On 11-Sep-09, at 11:26 AM, Brian Harvey wrote:

>> The REPL is first and foremost a programming
>> convenience for interactive development. It is not meant to be an  
>> end user
>> interface, and it is not meant to be some "primary means" of  
>> deploying
>> software programs, at least not in most cases. Usually, software is
>> deployed in files, and not typed in manually or loaded through the  
>> REPL.
>
> I categorically reject this view.  You are thinking of C, or C++, or  
> Java.
>
> What makes Lisp Lisp is two non-negotiable things: lambda, and the  
> repl.
> Compilers are negotiable.  Efficiency is negotiable.  The REPL is not.
>
> If you want to invent some very complicated way to implement the  
> REPL that
> allows for the other things you want to do, *while still 100%  
> maintaining
> traditional correct REPL behavior*, more power to you.
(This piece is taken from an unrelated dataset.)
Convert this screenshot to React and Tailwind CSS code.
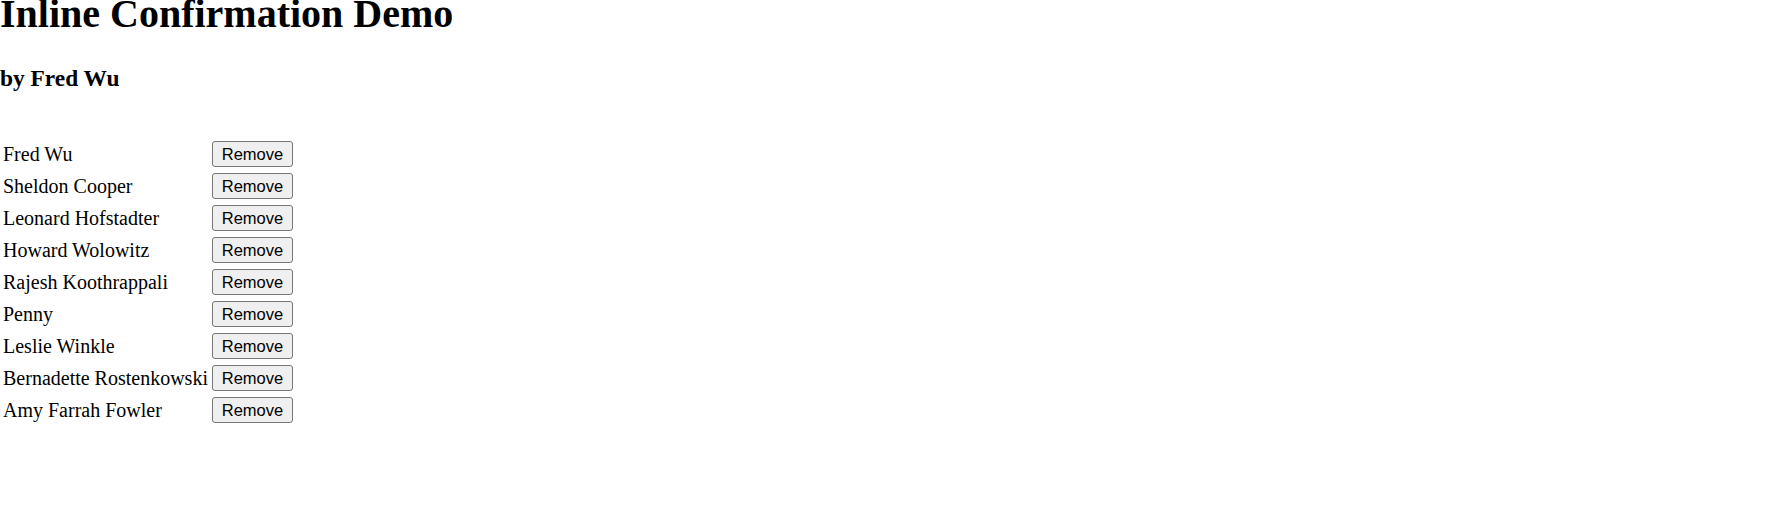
const people = [
  "Fred Wu",
  "Sheldon Cooper",
  "Leonard Hofstadter",
  "Howard Wolowitz",
  "Rajesh Koothrappali",
  "Penny",
  "Leslie Winkle",
  "Bernadette Rostenkowski",
  "Amy Farrah Fowler",
];

export default function App() {
  return (
    <div className="min-h-[531px] bg-white text-black font-['Liberation_Serif','Times_New_Roman',serif]">
      <h1 className="text-[40px] font-bold leading-[28px] whitespace-nowrap">
        Inline Confirmation Demo
      </h1>
      <h3 className="mt-[36px] text-[23.4px] font-bold leading-[28px]">by Fred Wu</h3>

      <div className="mt-[46px] flex flex-col">
        {people.map((name) => (
          <div key={name} className="flex h-[32px] items-center">
            <span className="w-[212px] pl-[3px] text-[20px] whitespace-nowrap">{name}</span>
            <button
              type="button"
              className="h-[26px] w-[81px] rounded-[3px] border border-[#767676] bg-[#efefef] font-['Liberation_Sans',Arial,sans-serif] text-[16.5px] leading-none text-black hover:bg-[#e5e5e5]"
            >
              Remove
            </button>
          </div>
        ))}
      </div>
    </div>
  );
}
I agree with this view, but I think your emphasis on the REPL is not  
quite right.  The "features" I believe are more fundamental (in the  
Lisp mindset) are dynamism and introspection.  Dynamism means that  
things can change late in the game (e.g. redefinition/mutation of a  
variable at run time).  Introspection means that you have access at  
run time to internal parts of the system from the system itself (e.g.  
s-expressions, eval, macros).  The REPL is a debugging tool and  
development paradigm that is possible because of these features.